= Challenge =
Set the listing down unchanged, minus every embedded image.
**********
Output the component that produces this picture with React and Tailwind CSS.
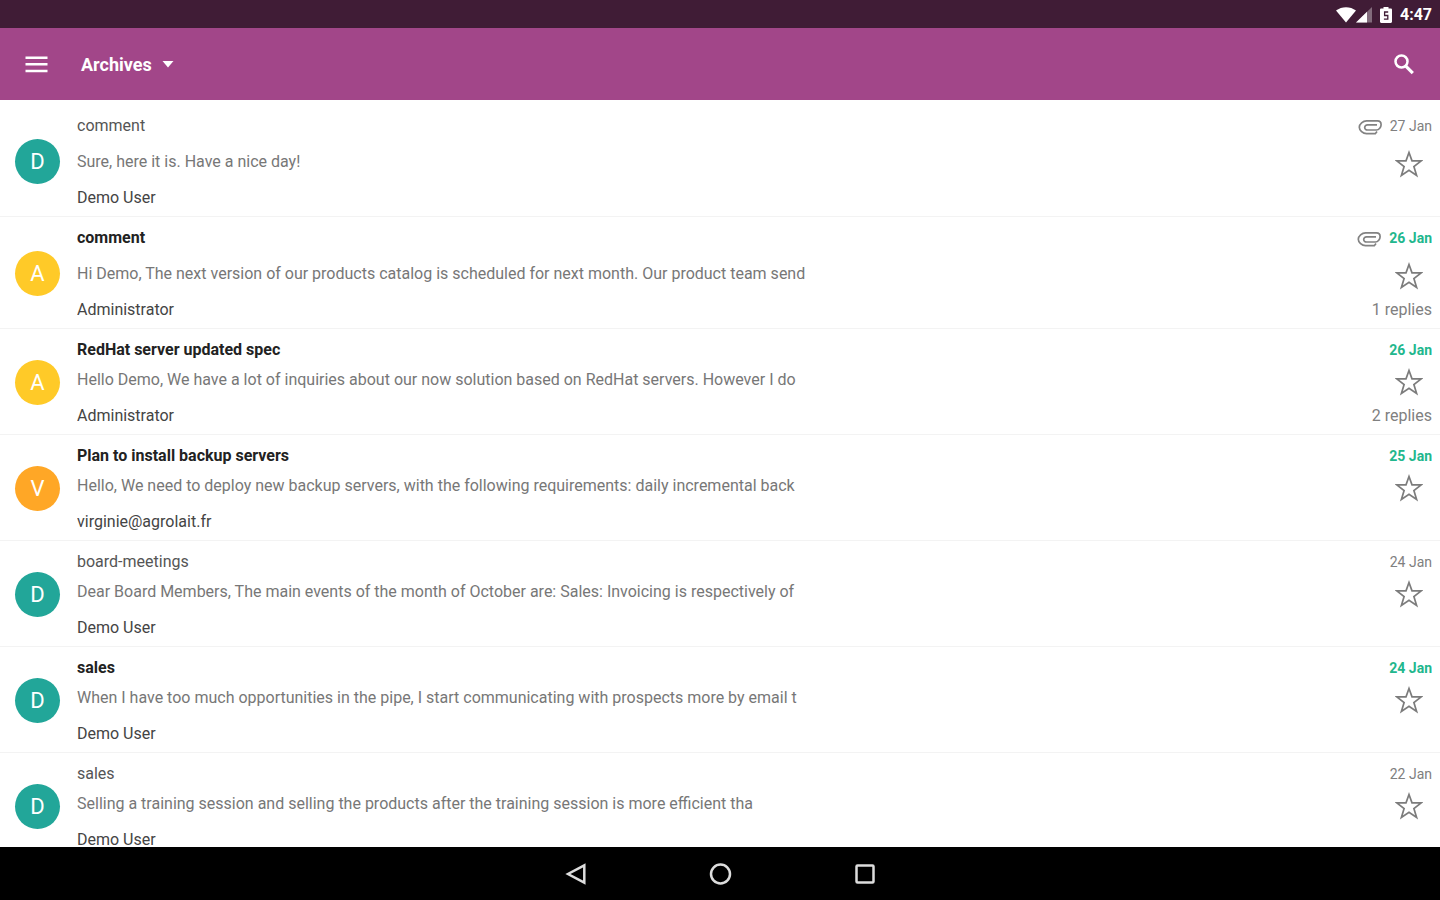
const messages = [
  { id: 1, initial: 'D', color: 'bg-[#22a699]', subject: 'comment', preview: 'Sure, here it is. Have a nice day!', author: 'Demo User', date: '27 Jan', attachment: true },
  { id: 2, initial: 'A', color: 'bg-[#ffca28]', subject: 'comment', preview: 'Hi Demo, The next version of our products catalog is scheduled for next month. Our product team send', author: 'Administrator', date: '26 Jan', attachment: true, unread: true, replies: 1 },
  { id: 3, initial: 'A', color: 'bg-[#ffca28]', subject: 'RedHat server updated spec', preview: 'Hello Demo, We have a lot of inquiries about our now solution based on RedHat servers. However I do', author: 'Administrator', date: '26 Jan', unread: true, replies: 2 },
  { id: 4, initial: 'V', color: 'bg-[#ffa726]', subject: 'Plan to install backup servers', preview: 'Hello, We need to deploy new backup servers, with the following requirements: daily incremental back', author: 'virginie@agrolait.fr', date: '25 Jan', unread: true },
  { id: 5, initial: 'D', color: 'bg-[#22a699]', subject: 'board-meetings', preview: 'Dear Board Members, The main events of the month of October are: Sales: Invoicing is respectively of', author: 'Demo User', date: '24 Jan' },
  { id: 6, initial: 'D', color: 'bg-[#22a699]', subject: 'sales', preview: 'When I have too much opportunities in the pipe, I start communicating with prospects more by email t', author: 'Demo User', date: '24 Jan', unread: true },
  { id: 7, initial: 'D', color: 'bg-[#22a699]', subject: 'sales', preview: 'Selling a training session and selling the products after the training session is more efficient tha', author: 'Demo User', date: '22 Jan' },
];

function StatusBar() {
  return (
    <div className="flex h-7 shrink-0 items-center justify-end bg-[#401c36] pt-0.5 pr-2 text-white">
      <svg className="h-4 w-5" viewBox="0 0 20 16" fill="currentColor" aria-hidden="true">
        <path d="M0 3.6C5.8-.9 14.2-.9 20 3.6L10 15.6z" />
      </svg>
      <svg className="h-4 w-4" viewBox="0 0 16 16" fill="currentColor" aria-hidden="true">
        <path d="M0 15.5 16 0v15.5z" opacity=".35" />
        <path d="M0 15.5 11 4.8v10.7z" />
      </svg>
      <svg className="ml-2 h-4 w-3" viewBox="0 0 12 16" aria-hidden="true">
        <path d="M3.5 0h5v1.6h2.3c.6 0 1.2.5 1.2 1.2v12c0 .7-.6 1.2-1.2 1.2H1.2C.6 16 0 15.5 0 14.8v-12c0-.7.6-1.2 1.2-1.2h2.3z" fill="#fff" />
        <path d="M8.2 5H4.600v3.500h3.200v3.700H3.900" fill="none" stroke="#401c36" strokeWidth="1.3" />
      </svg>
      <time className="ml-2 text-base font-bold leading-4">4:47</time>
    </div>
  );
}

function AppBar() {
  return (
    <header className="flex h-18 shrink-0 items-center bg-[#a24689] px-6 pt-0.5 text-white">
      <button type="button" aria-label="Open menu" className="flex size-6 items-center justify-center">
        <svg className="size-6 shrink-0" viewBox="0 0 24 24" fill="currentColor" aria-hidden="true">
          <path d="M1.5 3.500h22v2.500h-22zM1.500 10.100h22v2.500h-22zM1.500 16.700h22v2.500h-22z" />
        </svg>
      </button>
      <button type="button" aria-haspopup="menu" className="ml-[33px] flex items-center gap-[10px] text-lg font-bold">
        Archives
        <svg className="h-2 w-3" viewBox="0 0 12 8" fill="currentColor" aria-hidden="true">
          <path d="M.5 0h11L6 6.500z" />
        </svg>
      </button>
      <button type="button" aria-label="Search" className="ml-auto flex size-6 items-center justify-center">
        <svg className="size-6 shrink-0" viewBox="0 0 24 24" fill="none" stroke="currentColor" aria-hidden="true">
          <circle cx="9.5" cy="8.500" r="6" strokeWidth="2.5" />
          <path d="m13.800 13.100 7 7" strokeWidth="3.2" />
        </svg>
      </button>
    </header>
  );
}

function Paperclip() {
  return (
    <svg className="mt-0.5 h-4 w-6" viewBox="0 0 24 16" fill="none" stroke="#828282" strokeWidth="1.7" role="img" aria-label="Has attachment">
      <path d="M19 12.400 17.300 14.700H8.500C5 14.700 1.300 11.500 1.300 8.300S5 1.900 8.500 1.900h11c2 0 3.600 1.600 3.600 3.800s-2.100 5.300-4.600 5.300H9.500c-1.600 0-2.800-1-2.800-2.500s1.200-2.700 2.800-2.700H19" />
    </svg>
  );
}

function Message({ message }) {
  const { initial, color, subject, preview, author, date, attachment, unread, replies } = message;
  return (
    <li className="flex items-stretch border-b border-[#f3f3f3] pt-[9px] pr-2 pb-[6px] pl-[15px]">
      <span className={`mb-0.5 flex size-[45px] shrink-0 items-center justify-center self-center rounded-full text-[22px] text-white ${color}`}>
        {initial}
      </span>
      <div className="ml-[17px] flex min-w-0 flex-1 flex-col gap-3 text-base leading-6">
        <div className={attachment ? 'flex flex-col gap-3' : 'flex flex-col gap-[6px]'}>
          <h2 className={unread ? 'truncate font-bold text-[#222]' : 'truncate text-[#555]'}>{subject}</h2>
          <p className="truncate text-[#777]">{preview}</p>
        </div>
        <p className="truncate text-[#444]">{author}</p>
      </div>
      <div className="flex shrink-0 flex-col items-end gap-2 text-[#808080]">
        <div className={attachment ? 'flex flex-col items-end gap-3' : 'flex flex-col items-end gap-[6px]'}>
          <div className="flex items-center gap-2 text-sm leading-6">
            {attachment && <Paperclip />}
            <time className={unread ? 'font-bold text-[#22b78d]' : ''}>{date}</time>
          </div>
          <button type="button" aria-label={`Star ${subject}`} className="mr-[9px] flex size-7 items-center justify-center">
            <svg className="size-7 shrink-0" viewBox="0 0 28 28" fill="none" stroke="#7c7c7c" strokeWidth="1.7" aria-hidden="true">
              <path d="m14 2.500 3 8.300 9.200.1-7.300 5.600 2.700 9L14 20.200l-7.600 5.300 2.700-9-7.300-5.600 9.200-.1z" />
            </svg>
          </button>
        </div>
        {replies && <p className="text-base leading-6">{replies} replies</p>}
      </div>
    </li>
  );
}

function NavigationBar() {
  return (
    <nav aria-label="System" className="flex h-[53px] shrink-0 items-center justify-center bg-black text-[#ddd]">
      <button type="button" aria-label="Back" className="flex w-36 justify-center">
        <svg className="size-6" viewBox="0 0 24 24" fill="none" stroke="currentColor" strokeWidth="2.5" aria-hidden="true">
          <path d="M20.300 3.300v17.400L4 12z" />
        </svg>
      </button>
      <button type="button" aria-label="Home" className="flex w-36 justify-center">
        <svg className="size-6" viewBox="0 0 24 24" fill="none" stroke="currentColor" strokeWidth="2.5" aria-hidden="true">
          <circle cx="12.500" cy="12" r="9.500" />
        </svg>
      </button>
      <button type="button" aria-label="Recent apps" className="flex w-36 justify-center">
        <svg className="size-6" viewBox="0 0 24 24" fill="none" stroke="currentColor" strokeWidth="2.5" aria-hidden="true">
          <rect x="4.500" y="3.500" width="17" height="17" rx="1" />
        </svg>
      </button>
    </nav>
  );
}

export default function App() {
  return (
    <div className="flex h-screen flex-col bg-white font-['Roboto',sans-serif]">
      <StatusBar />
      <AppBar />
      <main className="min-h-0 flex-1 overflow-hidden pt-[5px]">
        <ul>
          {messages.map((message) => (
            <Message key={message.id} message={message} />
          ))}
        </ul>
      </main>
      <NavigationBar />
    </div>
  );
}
**********
= Answer for this exercise =
Output the component that produces this picture with React and Tailwind CSS.
const messages = [
  { id: 1, initial: 'D', color: 'bg-[#22a699]', subject: 'comment', preview: 'Sure, here it is. Have a nice day!', author: 'Demo User', date: '27 Jan', attachment: true },
  { id: 2, initial: 'A', color: 'bg-[#ffca28]', subject: 'comment', preview: 'Hi Demo, The next version of our products catalog is scheduled for next month. Our product team send', author: 'Administrator', date: '26 Jan', attachment: true, unread: true, replies: 1 },
  { id: 3, initial: 'A', color: 'bg-[#ffca28]', subject: 'RedHat server updated spec', preview: 'Hello Demo, We have a lot of inquiries about our now solution based on RedHat servers. However I do', author: 'Administrator', date: '26 Jan', unread: true, replies: 2 },
  { id: 4, initial: 'V', color: 'bg-[#ffa726]', subject: 'Plan to install backup servers', preview: 'Hello, We need to deploy new backup servers, with the following requirements: daily incremental back', author: 'virginie@agrolait.fr', date: '25 Jan', unread: true },
  { id: 5, initial: 'D', color: 'bg-[#22a699]', subject: 'board-meetings', preview: 'Dear Board Members, The main events of the month of October are: Sales: Invoicing is respectively of', author: 'Demo User', date: '24 Jan' },
  { id: 6, initial: 'D', color: 'bg-[#22a699]', subject: 'sales', preview: 'When I have too much opportunities in the pipe, I start communicating with prospects more by email t', author: 'Demo User', date: '24 Jan', unread: true },
  { id: 7, initial: 'D', color: 'bg-[#22a699]', subject: 'sales', preview: 'Selling a training session and selling the products after the training session is more efficient tha', author: 'Demo User', date: '22 Jan' },
];

function StatusBar() {
  return (
    <div className="flex h-7 shrink-0 items-center justify-end bg-[#401c36] pt-0.5 pr-2 text-white">
      <svg className="h-4 w-5" viewBox="0 0 20 16" fill="currentColor" aria-hidden="true">
        <path d="M0 3.6C5.8-.9 14.2-.9 20 3.6L10 15.6z" />
      </svg>
      <svg className="h-4 w-4" viewBox="0 0 16 16" fill="currentColor" aria-hidden="true">
        <path d="M0 15.5 16 0v15.5z" opacity=".35" />
        <path d="M0 15.5 11 4.8v10.7z" />
      </svg>
      <svg className="ml-2 h-4 w-3" viewBox="0 0 12 16" aria-hidden="true">
        <path d="M3.5 0h5v1.6h2.3c.6 0 1.2.5 1.2 1.2v12c0 .7-.6 1.2-1.2 1.2H1.2C.6 16 0 15.5 0 14.8v-12c0-.7.6-1.2 1.2-1.2h2.3z" fill="#fff" />
        <path d="M8.2 5H4.600v3.500h3.200v3.700H3.900" fill="none" stroke="#401c36" strokeWidth="1.3" />
      </svg>
      <time className="ml-2 text-base font-bold leading-4">4:47</time>
    </div>
  );
}

function AppBar() {
  return (
    <header className="flex h-18 shrink-0 items-center bg-[#a24689] px-6 pt-0.5 text-white">
      <button type="button" aria-label="Open menu" className="flex size-6 items-center justify-center">
        <svg className="size-6 shrink-0" viewBox="0 0 24 24" fill="currentColor" aria-hidden="true">
          <path d="M1.5 3.500h22v2.500h-22zM1.500 10.100h22v2.500h-22zM1.500 16.700h22v2.500h-22z" />
        </svg>
      </button>
      <button type="button" aria-haspopup="menu" className="ml-[33px] flex items-center gap-[10px] text-lg font-bold">
        Archives
        <svg className="h-2 w-3" viewBox="0 0 12 8" fill="currentColor" aria-hidden="true">
          <path d="M.5 0h11L6 6.500z" />
        </svg>
      </button>
      <button type="button" aria-label="Search" className="ml-auto flex size-6 items-center justify-center">
        <svg className="size-6 shrink-0" viewBox="0 0 24 24" fill="none" stroke="currentColor" aria-hidden="true">
          <circle cx="9.5" cy="8.500" r="6" strokeWidth="2.5" />
          <path d="m13.800 13.100 7 7" strokeWidth="3.2" />
        </svg>
      </button>
    </header>
  );
}

function Paperclip() {
  return (
    <svg className="mt-0.5 h-4 w-6" viewBox="0 0 24 16" fill="none" stroke="#828282" strokeWidth="1.7" role="img" aria-label="Has attachment">
      <path d="M19 12.400 17.300 14.700H8.500C5 14.700 1.300 11.500 1.300 8.300S5 1.900 8.500 1.900h11c2 0 3.600 1.600 3.600 3.800s-2.100 5.300-4.600 5.300H9.500c-1.600 0-2.800-1-2.800-2.500s1.200-2.700 2.800-2.700H19" />
    </svg>
  );
}

function Message({ message }) {
  const { initial, color, subject, preview, author, date, attachment, unread, replies } = message;
  return (
    <li className="flex items-stretch border-b border-[#f3f3f3] pt-[9px] pr-2 pb-[6px] pl-[15px]">
      <span className={`mb-0.5 flex size-[45px] shrink-0 items-center justify-center self-center rounded-full text-[22px] text-white ${color}`}>
        {initial}
      </span>
      <div className="ml-[17px] flex min-w-0 flex-1 flex-col gap-3 text-base leading-6">
        <div className={attachment ? 'flex flex-col gap-3' : 'flex flex-col gap-[6px]'}>
          <h2 className={unread ? 'truncate font-bold text-[#222]' : 'truncate text-[#555]'}>{subject}</h2>
          <p className="truncate text-[#777]">{preview}</p>
        </div>
        <p className="truncate text-[#444]">{author}</p>
      </div>
      <div className="flex shrink-0 flex-col items-end gap-2 text-[#808080]">
        <div className={attachment ? 'flex flex-col items-end gap-3' : 'flex flex-col items-end gap-[6px]'}>
          <div className="flex items-center gap-2 text-sm leading-6">
            {attachment && <Paperclip />}
            <time className={unread ? 'font-bold text-[#22b78d]' : ''}>{date}</time>
          </div>
          <button type="button" aria-label={`Star ${subject}`} className="mr-[9px] flex size-7 items-center justify-center">
            <svg className="size-7 shrink-0" viewBox="0 0 28 28" fill="none" stroke="#7c7c7c" strokeWidth="1.7" aria-hidden="true">
              <path d="m14 2.500 3 8.300 9.200.1-7.300 5.600 2.700 9L14 20.200l-7.600 5.300 2.700-9-7.300-5.600 9.200-.1z" />
            </svg>
          </button>
        </div>
        {replies && <p className="text-base leading-6">{replies} replies</p>}
      </div>
    </li>
  );
}

function NavigationBar() {
  return (
    <nav aria-label="System" className="flex h-[53px] shrink-0 items-center justify-center bg-black text-[#ddd]">
      <button type="button" aria-label="Back" className="flex w-36 justify-center">
        <svg className="size-6" viewBox="0 0 24 24" fill="none" stroke="currentColor" strokeWidth="2.5" aria-hidden="true">
          <path d="M20.300 3.300v17.400L4 12z" />
        </svg>
      </button>
      <button type="button" aria-label="Home" className="flex w-36 justify-center">
        <svg className="size-6" viewBox="0 0 24 24" fill="none" stroke="currentColor" strokeWidth="2.5" aria-hidden="true">
          <circle cx="12.500" cy="12" r="9.500" />
        </svg>
      </button>
      <button type="button" aria-label="Recent apps" className="flex w-36 justify-center">
        <svg className="size-6" viewBox="0 0 24 24" fill="none" stroke="currentColor" strokeWidth="2.5" aria-hidden="true">
          <rect x="4.500" y="3.500" width="17" height="17" rx="1" />
        </svg>
      </button>
    </nav>
  );
}

export default function App() {
  return (
    <div className="flex h-screen flex-col bg-white font-['Roboto',sans-serif]">
      <StatusBar />
      <AppBar />
      <main className="min-h-0 flex-1 overflow-hidden pt-[5px]">
        <ul>
          {messages.map((message) => (
            <Message key={message.id} message={message} />
          ))}
        </ul>
      </main>
      <NavigationBar />
    </div>
  );
}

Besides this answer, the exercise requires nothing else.